Here is a concrete example, when the TW size was set to 30, the number of different kernels is presented in
Table 1. Due to the dimensionality reduction of the pooling layer, the input size of the third layer was 7 × S × 160, so the kernel module in this layer removed the 9 × 1 kernels. Similarly, only 1 × 1 and 3 × 1 convolution kernels were used in the fourth and subsequent last layers, and no pooling layers were added.
4. Conclusions
The traditional health indicator-based methods need the long-term tracking of the signals, which are laborious and time-consuming. A novel CNN based on the time window was proposed to tackle this issue. Additionally, the kernel module was constructed, which can let the network learn to select the kernels automatically. The effectiveness of the proposed network was demonstrated using the C-MAPSS dataset. The main contributions of this paper are as follows:
(1) The raw industrial sensor signals were standardized and transmitted to the network for RUL prediction without long-term tracking and constructing HIs that relied on signal processing expertise.

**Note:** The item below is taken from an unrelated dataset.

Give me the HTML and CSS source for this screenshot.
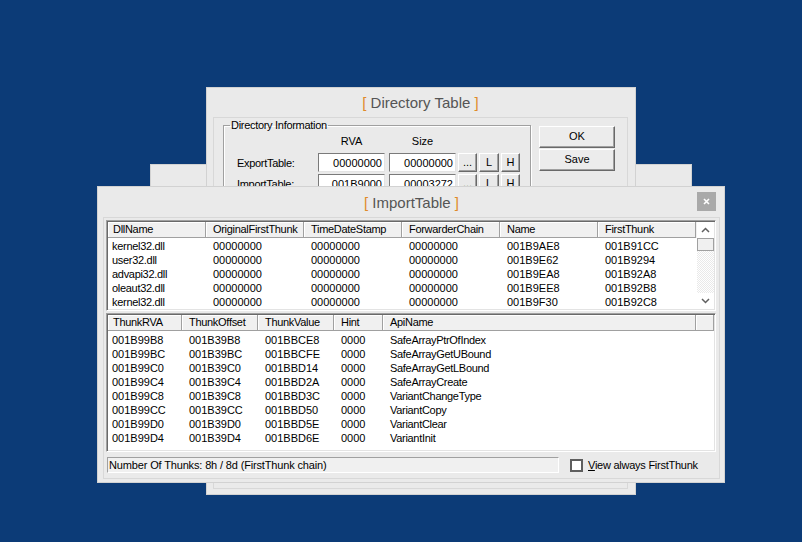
FILE: index.html
```html
<!DOCTYPE html>
<html>
<head>
<meta charset="utf-8">
<link rel="stylesheet" href="styles.css">
</head>
<body>
<div class="desktop">
  <div class="win win-back"></div>

  <div class="win win-dir">
    <div class="title"><span class="br">[</span> Directory Table <span class="br">]</span></div>
    <div class="panel dir-panel">
      <fieldset class="group">
        <legend>Directory Information</legend>
        <div class="drow dhead">
          <span class="dlabel"></span>
          <span class="dcol">RVA</span>
          <span class="dcol dcol2">Size</span>
        </div>
        <div class="drow">
          <span class="dlabel">ExportTable:</span>
          <span class="edit">00000000</span>
          <span class="edit edit2">00000000</span>
          <span class="sbtn">...</span>
          <span class="sbtn wide">L</span>
          <span class="sbtn">H</span>
        </div>
        <div class="drow">
          <span class="dlabel">ImportTable:</span>
          <span class="edit">001B9000</span>
          <span class="edit edit2">00003272</span>
          <span class="sbtn">...</span>
          <span class="sbtn wide">L</span>
          <span class="sbtn">H</span>
        </div>
      </fieldset>
      <div class="side-buttons">
        <span class="btn">OK</span>
        <span class="btn">Save</span>
      </div>
    </div>
  </div>

  <div class="win win-imp">
    <div class="title"><span class="br">[</span> ImportTable <span class="br">]</span></div>
    <span class="close"><svg width="7" height="7" viewBox="0 0 7 7"><path d="M1 1 L6 6 M6 1 L1 6" stroke="#fff" stroke-width="1.6"/></svg></span>
    <div class="panel imp-panel">
      <div class="list list-dll">
        <div class="list-body">
          <div class="lhead cols-dll">
            <span>DllName</span><span>OriginalFirstThunk</span><span>TimeDateStamp</span><span>ForwarderChain</span><span>Name</span><span>FirstThunk</span>
          </div>
          <div class="lrows">
            <div class="lrow cols-dll"><span class="txt">kernel32.dll</span><span>00000000</span><span>00000000</span><span>00000000</span><span>001B9AE8</span><span>001B91CC</span></div>
            <div class="lrow cols-dll"><span class="txt">user32.dll</span><span>00000000</span><span>00000000</span><span>00000000</span><span>001B9E62</span><span>001B9294</span></div>
            <div class="lrow cols-dll"><span class="txt">advapi32.dll</span><span>00000000</span><span>00000000</span><span>00000000</span><span>001B9EA8</span><span>001B92A8</span></div>
            <div class="lrow cols-dll"><span class="txt">oleaut32.dll</span><span>00000000</span><span>00000000</span><span>00000000</span><span>001B9EE8</span><span>001B92B8</span></div>
            <div class="lrow cols-dll"><span class="txt">kernel32.dll</span><span>00000000</span><span>00000000</span><span>00000000</span><span>001B9F30</span><span>001B92C8</span></div>
          </div>
        </div>
        <div class="vscroll">
          <span class="sarrow"><svg width="9" height="6" viewBox="0 0 9 6"><path d="M1 5 L4.5 1.5 L8 5" fill="none" stroke="#606060" stroke-width="1.5"/></svg></span>
          <span class="thumb"></span>
          <span class="track"></span>
          <span class="sarrow"><svg width="9" height="6" viewBox="0 0 9 6"><path d="M1 1 L4.5 4.5 L8 1" fill="none" stroke="#606060" stroke-width="1.5"/></svg></span>
        </div>
      </div>

      <div class="list list-thunk">
        <div class="list-body">
          <div class="lhead cols-thunk">
            <span>ThunkRVA</span><span>ThunkOffset</span><span>ThunkValue</span><span>Hint</span><span>ApiName</span><span></span>
          </div>
          <div class="lrows">
            <div class="lrow cols-thunk"><span>001B99B8</span><span>001B39B8</span><span>001BBCE8</span><span>0000</span><span class="txt">SafeArrayPtrOfIndex</span></div>
            <div class="lrow cols-thunk"><span>001B99BC</span><span>001B39BC</span><span>001BBCFE</span><span>0000</span><span class="txt">SafeArrayGetUBound</span></div>
            <div class="lrow cols-thunk"><span>001B99C0</span><span>001B39C0</span><span>001BBD14</span><span>0000</span><span class="txt">SafeArrayGetLBound</span></div>
            <div class="lrow cols-thunk"><span>001B99C4</span><span>001B39C4</span><span>001BBD2A</span><span>0000</span><span class="txt">SafeArrayCreate</span></div>
            <div class="lrow cols-thunk"><span>001B99C8</span><span>001B39C8</span><span>001BBD3C</span><span>0000</span><span class="txt">VariantChangeType</span></div>
            <div class="lrow cols-thunk"><span>001B99CC</span><span>001B39CC</span><span>001BBD50</span><span>0000</span><span class="txt">VariantCopy</span></div>
            <div class="lrow cols-thunk"><span>001B99D0</span><span>001B39D0</span><span>001BBD5E</span><span>0000</span><span class="txt">VariantClear</span></div>
            <div class="lrow cols-thunk"><span>001B99D4</span><span>001B39D4</span><span>001BBD6E</span><span>0000</span><span class="txt">VariantInit</span></div>
          </div>
        </div>
      </div>

      <div class="status-row">
        <div class="status">Number Of Thunks: 8h / 8d (FirstThunk chain)</div>
        <span class="check"></span>
        <span class="check-label"><u>V</u>iew always FirstThunk</span>
      </div>
    </div>
  </div>
</div>
</body>
</html>
```

FILE: styles.css
```css
* { box-sizing: border-box; }
html, body { margin: 0; padding: 0; }
body {
  width: 802px;
  height: 542px;
  overflow: hidden;
  background: #0c3b77;
  font-family: "Liberation Sans", Arial, sans-serif;
  font-size: 11px;
  color: #000;
}
.desktop { position: relative; width: 802px; height: 542px; }

.win {
  position: absolute;
  background: #eaeaea;
  border: 1px solid #d2d2d2;
  display: flex;
  flex-direction: column;
}
.win-back { left: 150px; top: 164px; width: 542px; height: 290px; }
.win-dir { left: 206px; top: 87px; width: 430px; height: 408px; padding: 0 7px 5px 6px; }
.win-imp { left: 97px; top: 186px; width: 628px; height: 297px; padding: 0 4px 3px 5px; }

.title {
  height: 29px;
  line-height: 30px;
  text-align: center;
  font-size: 15px;
  color: #555;
  flex: none;
}
.win-imp .title { height: 30px; line-height: 31px; }
.br { color: #e08a2a; }

.close {
  position: absolute;
  top: 5px;
  right: 8px;
  width: 19px;
  height: 19px;
  background: #a9a9a9;
  display: flex;
  align-items: center;
  justify-content: center;
}

.panel {
  flex: 1;
  border: 1px solid #d8d8d8;
  min-height: 0;
}

/* Directory panel */
.dir-panel { display: flex; align-items: flex-start; }
.group {
  margin: 1px 0 0 9px;
  width: 308px;
  height: 330px;
  padding: 0 6px;
  border: 1px solid #a0a0a0;
  box-shadow: 1px 1px 0 #fff, inset 1px 1px 0 #fff;
  min-width: 0;
}
.group legend {
  padding: 0 1px;
  line-height: 13px;
  font-size: 11px;
  letter-spacing: -0.3px;
}
.drow { display: flex; height: 19px; margin-top: 2px; }
.dhead { height: 16px; line-height: 16px; margin-top: 1px; margin-bottom: 4px; }
.dlabel { width: 88px; padding-left: 7px; line-height: 20px; letter-spacing: -0.3px; }
.dcol { width: 67px; text-align: center; }
.dcol2 { margin-left: 4px; }
.edit {
  width: 67px;
  height: 19px;
  background: #fff;
  border: 1px solid;
  border-color: #7a7a7a #e3e3e3 #e3e3e3 #7a7a7a;
  text-align: right;
  padding-right: 2px;
  line-height: 18px;
}
.edit2 { margin-left: 4px; }
.sbtn {
  width: 19px;
  height: 19px;
  margin-left: 2px;
  background: #e9e9e9;
  border: 1px solid;
  border-color: #fff #696969 #696969 #fff;
  box-shadow: inset -1px -1px 0 #a0a0a0;
  text-align: center;
  line-height: 16px;
}
.sbtn.wide { width: 20px; }

.side-buttons {
  margin: 8px 0 0 8px;
  display: flex;
  flex-direction: column;
  gap: 1px;
}
.btn {
  width: 76px;
  height: 22px;
  background: #ececec;
  border: 1px solid;
  border-color: #fff #696969 #696969 #fff;
  box-shadow: inset -1px -1px 0 #a0a0a0;
  text-align: center;
  line-height: 19px;
}

/* Import panel */
.imp-panel { display: flex; flex-direction: column; padding: 2px 3px 0 2px; }
.list {
  display: flex;
  background: #fff;
  border: 1px solid;
  border-color: #a0a0a0 #fff #fff #a0a0a0;
  box-shadow: inset 1px 1px 0 #696969, inset -1px -1px 0 #e3e3e3;
  padding: 1px;
  flex: none;
}
.list-dll { height: 91px; }
.list-thunk { height: 139px; margin-top: 2px; }
.list-body { flex: 1; min-width: 0; display: flex; flex-direction: column; }

.cols-dll { display: grid; grid-template-columns: repeat(6, 98px); }
.cols-thunk { display: grid; grid-template-columns: 74px 76px 76px 49px 313px 1fr; }

.lhead { height: 16px; margin-bottom: 1px; background: #f0f0f0; letter-spacing: -0.3px; }
.lhead span {
  border-right: 1px solid #a0a0a0;
  border-bottom: 1px solid #a0a0a0;
  box-shadow: inset 1px 1px 0 #fff;
  line-height: 15px;
  padding-left: 7px;
  white-space: nowrap;
  overflow: hidden;
}
.lhead span:first-child { padding-left: 5px; }
.list-thunk .lhead { margin-bottom: 2px; }
.lrow { height: 14px; line-height: 15px; }
.lrow span { padding-left: 7px; white-space: nowrap; }
.lrow span:first-child { padding-left: 4px; }
.lrow .txt { letter-spacing: -0.3px; }

.vscroll { width: 17px; display: flex; flex-direction: column; background: #fff; }
.sarrow { height: 16px; display: flex; align-items: center; justify-content: center; flex: none; }
.thumb { height: 13px; flex: none; background: #f0f0f0; border: 1px solid #a0a0a0; }
.track {
  flex: 1;
  background: repeating-conic-gradient(#fff 0 25%, #e9e9e9 0 50%) 0 0 / 2px 2px;
}

.status-row { display: flex; align-items: center; margin-top: 5px; height: 16px; flex: none; }
.status {
  width: 452px;
  height: 16px;
  margin-left: 1px;
  background: #f0f0f0;
  border: 1px solid;
  border-color: #a0a0a0 #fff #fff #a0a0a0;
  line-height: 14px;
  padding-left: 1px;
  white-space: nowrap;
  letter-spacing: -0.15px;
}
.check {
  width: 13px;
  height: 13px;
  margin-left: 11px;
  background: #fff;
  border: 2px solid #5e5e5e;
}
.check-label { margin-left: 5px; letter-spacing: -0.25px; }
.check-label u { text-decoration: underline; }
```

(2) A novel kernel module composed of one-dimensional convolutional kernels of different sizes was proposed for feature extraction in time series.
(3) The 1×1 convolutional kernel was introduced to handle the multiple channels in the kernel module.
However, some limitations still existed in the presented methods. For example, the networks for each sub-dataset were trained and evaluated separately. Besides, the C-MAPSS dataset was created by simulation models in controlled environments. The real world has many uncontrollable events, which should be considered further.